Media Releases, Legislative News, Agricultural Updates
The legislative sessions in our three-state region have been busy working on bills associated with agriculture, and the government relations staff have been busy monitoring the bills, testifying in committees, and doing what is necessary to ensure that the bills coming out of the legislatures are working for family farmers and ranchers.
The Wyoming State Legislature wrapped up their session recently at the end of their planned 37 days session. A couple of bills passed by the legislature aimed at property tax relief. Since the budget this year was in much better shape than last year, the legislature could reinstate a few programs previously cut while saving at least one billion dollars for the permanent fund. The legislature also addressed some language in the Wyoming Food Freedom Act aimed at clarifying the role of a designated agent and addressing raw milk sales. One of the other bills that we monitored addressed compensation for wolf predation when the state has management authority over the wolf population.
We are very excited to announce that in New Mexico, two of the bills that we proudly supported and that also happened to be initiatives put forward by the governor passed over the weekend and will be sent to Governor Lujan Grisham’s desk soon. The first bill established the Land of Enchantment Legacy Fund. This bill provides multiple departments and agencies with funding to establish or continue programs related to conservation efforts. We are particularly excited that the New Mexico Department of Agriculture will receive funds to continue its work with the healthy soils program and to address critical water conservation issues. The other bill that passed over the weekend provides healthy meals for all students in K-12 at no cost to them. What is also exciting about this bill is its promoting local procurement of New Mexico agricultural products. Hopefully, this will provide producers in New Mexico with new and additional revenue streams.
One of the most significant issues we have been focusing on in Colorado is the right to repair bill passed by the Colorado House last month. Last week producers, including District I board member Danny Wood, along with RMFU President Chad Franke, member Harrison Topp, member Kyler Brown, and Director of RMFU Dan Waldvogle, were among those testifying in support of the bill during the hearing in front of the Colorado Senate Agriculture and Natural Resources Committee. We are pleased to announce that the bill passed the committee with a vote of 4-3 and is headed to the Colorado Senate. We are fighting for this bill to ensure that family farmers and ranchers can diagnose and repair their own equipment, bring their equipment to an independent repair provider, or bring it to the dealer to address these issues. We want family farmers and ranchers to have the freedom to choose how to repair their own equipment without burdensome restrictions that could leave their equipment down at a critical time for their operation.

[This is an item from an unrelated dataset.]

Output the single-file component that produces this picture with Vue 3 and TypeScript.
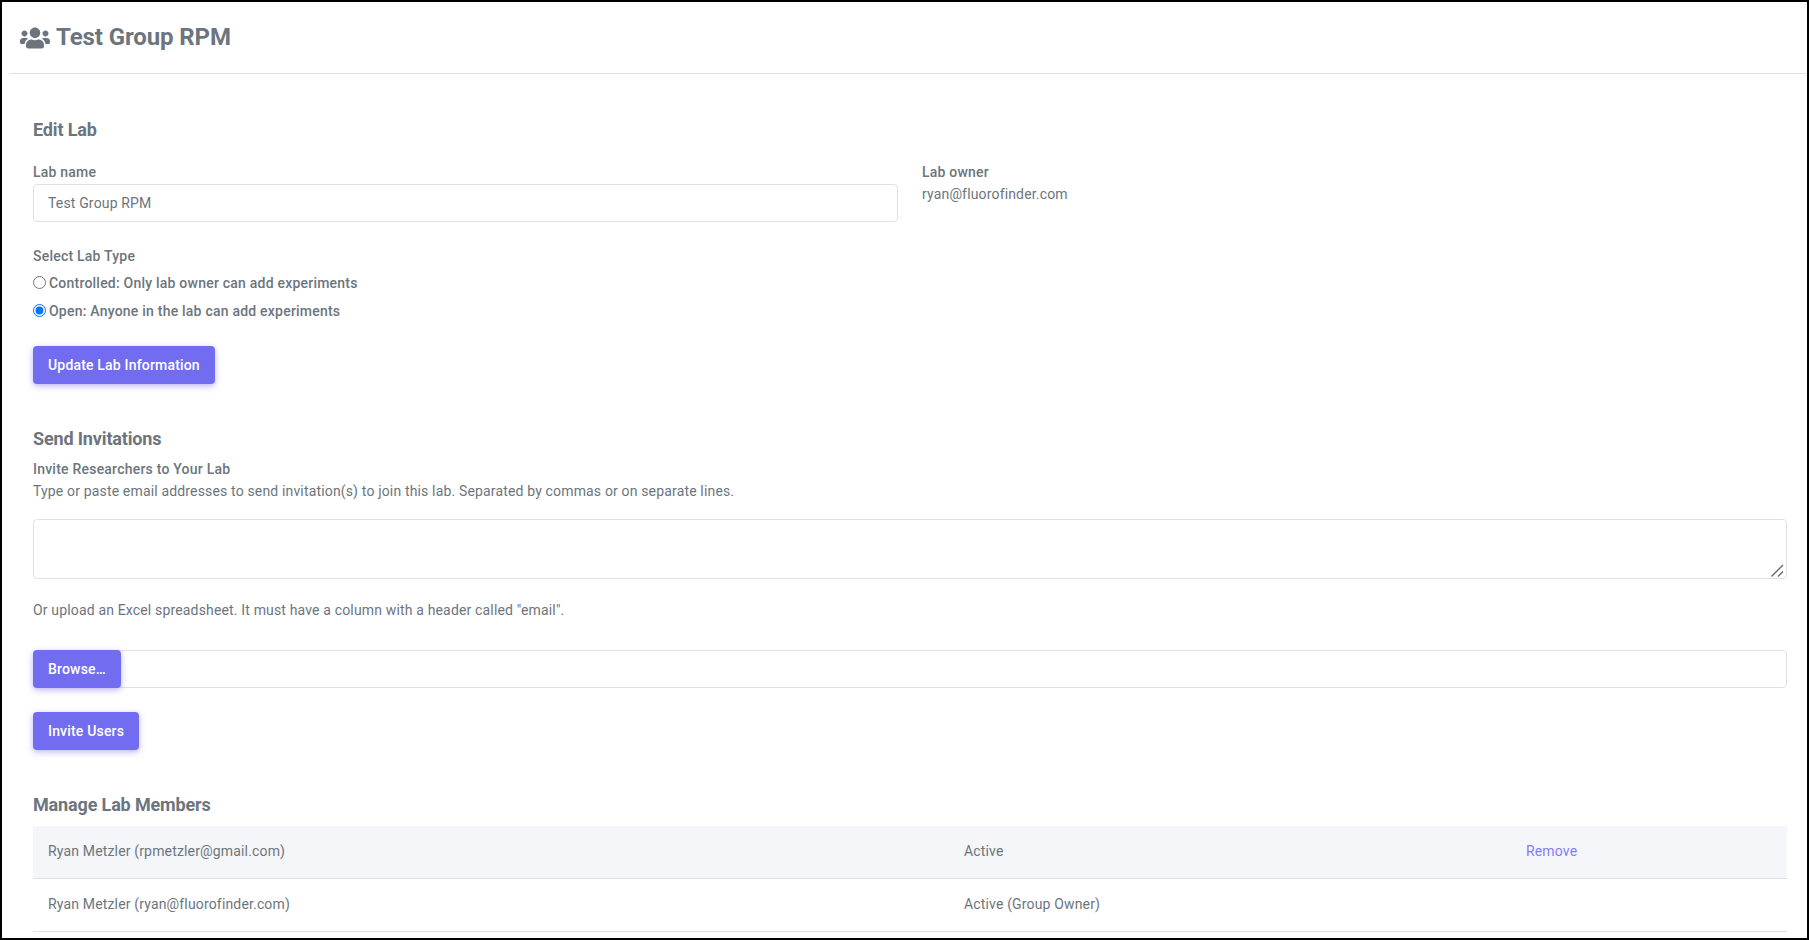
<script setup lang="ts">
interface Member { name: string; status: string; removable: boolean }
const members: Member[] = [
  { name: 'Ryan Metzler (rpmetzler@gmail.com)', status: 'Active', removable: true },
  { name: 'Ryan Metzler (ryan@fluorofinder.com)', status: 'Active (Group Owner)', removable: false },
]
</script>

<template>
  <div class="frame">
    <header class="top">
      <svg class="icon" viewBox="0 0 640 512" aria-hidden="true"><path fill="currentColor" d="M96 224c35.300 0 64-28.700 64-64s-28.700-64-64-64-64 28.700-64 64 28.700 64 64 64zm448 0c35.300 0 64-28.700 64-64s-28.700-64-64-64-64 28.700-64 64 28.700 64 64 64zm32 32h-64c-17.600 0-33.500 7.100-45.100 18.600 40.300 22.100 68.900 62 75.100 109.400h66c17.700 0 32-14.300 32-32v-32c0-35.300-28.700-64-64-64zm-256 0c61.900 0 112-50.100 112-112S381.900 32 320 32 208 82.100 208 144s50.100 112 112 112zm76.800 32h-8.300c-20.800 10-43.900 16-68.500 16s-47.600-6-68.500-16h-8.300C179.600 288 128 339.600 128 403.200V432c0 26.500 21.500 48 48 48h288c26.500 0 48-21.500 48-48v-28.800c0-63.600-51.600-115.200-115.200-115.200zm-223.700-13.400C161.500 263.100 145.600 256 128 256H64c-35.300 0-64 28.700-64 64v32c0 17.700 14.300 32 32 32h65.900c6.300-47.400 34.900-87.300 75.200-109.400z"/></svg>
      <h1>Test Group RPM</h1>
    </header>

    <main class="content">
      <h2 class="first">Edit Lab</h2>
      <div class="row">
        <div class="col-name">
          <label class="lbl">Lab name</label>
          <input class="field" type="text" value="Test Group RPM" />
        </div>
        <div class="col-owner">
          <label class="lbl">Lab owner</label>
          <div class="owner">ryan@fluorofinder.com</div>
        </div>
      </div>

      <div class="lbl type-lbl">Select Lab Type</div>
      <label class="radio"><input type="radio" name="labtype" />Controlled: Only lab owner can add experiments</label>
      <label class="radio"><input type="radio" name="labtype" checked />Open: Anyone in the lab can add experiments</label>

      <button class="btn update">Update Lab Information</button>

      <h2 class="send">Send Invitations</h2>
      <div class="lbl invite-lbl">Invite Researchers to Your Lab</div>
      <p class="help">Type or paste email addresses to send invitation(s) to join this lab. Separated by commas or on separate lines.</p>
      <div class="area-wrap">
        <textarea class="area"></textarea>
        <svg class="grip" viewBox="0 0 13 13" aria-hidden="true">
          <path d="M0.500 12.500 L12 1 M7 12.500 L12 7.500" stroke="#666" stroke-width="1.300" fill="none" />
        </svg>
      </div>
      <p class="upload">Or upload an Excel spreadsheet. It must have a column with a header called "email".</p>

      <div class="file">
        <button class="btn browse">Browse…</button>
      </div>
      <button class="btn invite">Invite Users</button>

      <h2 class="manage">Manage Lab Members</h2>
      <div class="table">
        <div v-for="(m, i) in members" :key="m.name" class="tr" :class="{ odd: i === 0 }">
          <div>{{ m.name }}</div>
          <div>{{ m.status }}</div>
          <div><a v-if="m.removable" class="remove" href="#">Remove</a></div>
        </div>
      </div>
    </main>
  </div>
</template>

<style>
html, body { margin: 0; height: 100%; overflow: hidden; background: #fff; }
</style>

<style scoped>
.frame {
  box-sizing: border-box;
  width: 1809px;
  height: 940px;
  border: 2px solid #000;
  overflow: hidden;
  background: #fff;
  font-family: Roboto, "Liberation Sans", sans-serif;
  font-size: 14px;
  line-height: 21px;
  letter-spacing: 0.16px;
  color: #6c757d;
}
.top {
  display: flex;
  align-items: center;
  gap: 6px;
  height: 72px;
  box-sizing: border-box;
  margin-left: 7px;
  padding-left: 11px;
  border-bottom: 1px solid #dee2e6;
}
.icon { width: 30px; height: 24px; display: block; }
h1 { margin: 0; font-size: 24px; font-weight: 700; line-height: 29px; letter-spacing: -0.1px; color: #6c757d; }
.content { padding: 0 20px 0 31px; }
h2 { margin: 0; font-size: 18px; line-height: 22px; font-weight: 700; letter-spacing: -0.15px; color: #6c757d; }
h2.first { margin-top: 45px; }
.row { display: flex; margin-top: 21px; }
.col-name { width: 865px; }
.col-owner { margin-left: 24px; }
.lbl { display: block; font-weight: 500; font-size: 14px; line-height: 21px; letter-spacing: 0.22px; }
.owner { margin-top: 1px; }
.field {
  display: block;
  box-sizing: border-box;
  width: 100%;
  height: 38px;
  margin-top: 1px;
  padding: 0 14px;
  border: 1px solid #dee2e6;
  border-radius: 4px;
  font: inherit;
  letter-spacing: inherit;
  color: #6c757d;
  background: #fff;
  outline: none;
}
.type-lbl { margin-top: 24px; }
.radio {
  display: flex;
  align-items: center;
  height: 28px;
  font-weight: 500;
  letter-spacing: 0.22px;
}
.radio input { width: 13px; height: 13px; margin: 0 3px 2px 0; }
.type-lbl + .radio { margin-top: 2px; }
.btn {
  display: block;
  box-sizing: border-box;
  height: 38px;
  padding: 0 15px;
  border: 0;
  border-radius: 4px;
  background: #726cf0;
  color: #fff;
  font: 500 14px/21px Roboto, "Liberation Sans", sans-serif;
  letter-spacing: 0.18px;
  box-shadow: 0 2px 6px rgba(114, 108, 240, 0.5);
}
.update { margin-top: 21px; }
h2.send { margin-top: 44px; }
.invite-lbl { margin-top: 9px; }
.help { margin: 1px 0 0; }
.area-wrap { position: relative; margin-top: 17px; }
.area {
  display: block;
  box-sizing: border-box;
  width: 100%;
  height: 60px;
  padding: 8px 14px;
  border: 1px solid #dee2e6;
  border-radius: 4px;
  font: inherit;
  outline: none;
  resize: none;
}
.grip { position: absolute; right: 3px; bottom: 2px; width: 13px; height: 13px; }
.upload { margin: 21px 0 0; }
.file {
  box-sizing: border-box;
  height: 38px;
  margin-top: 29px;
  border: 1px solid #dee2e6;
  border-radius: 4px;
}
.browse { margin: -1px 0 0 -1px; }
.invite { margin-top: 24px; }
h2.manage { margin-top: 44px; }
.table { margin-top: 10px; }
.tr {
  display: grid;
  grid-template-columns: 916px 562px 1fr;
  align-items: center;
  height: 53px;
  box-sizing: border-box;
  padding-bottom: 1px;
  border-bottom: 1px solid #dee2e6;
}
.tr > div { padding-left: 15px; }
.odd { background: #f5f6fa; }
.remove { color: #827cf5; text-decoration: none; }
</style>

The initial requests and proposals for the Farm Bill are due to the Senate later this month, so we have been in discussions with our Congressional offices to bring forward the priorities of our Farm Bill Platform and to provide input on other marker bills to ensure the needs of family farmers and ranchers are included and protected. This week, we also held a Farm Bill listening session in Sterling with representatives from Congressmen Buck’s office and Senator Bennet’s office, and the broader agricultural community to hear from producers about what is important for them. We were also able to address some of the concerns brought forward during our last convention related to inflation and the Kroger/Albertsons merger with Representative Caraveo prior to her first hearing on the issues in front of the US House Committee on Agriculture, which NFU President Rob Larew testified on behalf of Farmers Union. Our other federal focus area is the developing crisis in western watersheds. We have had numerous conversations with our Congressional offices on how they could support equitable, incentive-based solutions. We are optimistic about President Biden’s budget request for implementation funding for Drought Contingency Plans to conserve water in the Colorado River System. As painful as these cuts will be, we recognize that federal support is necessary to begin changing the course that we have been heading down toward hydrologic collapse.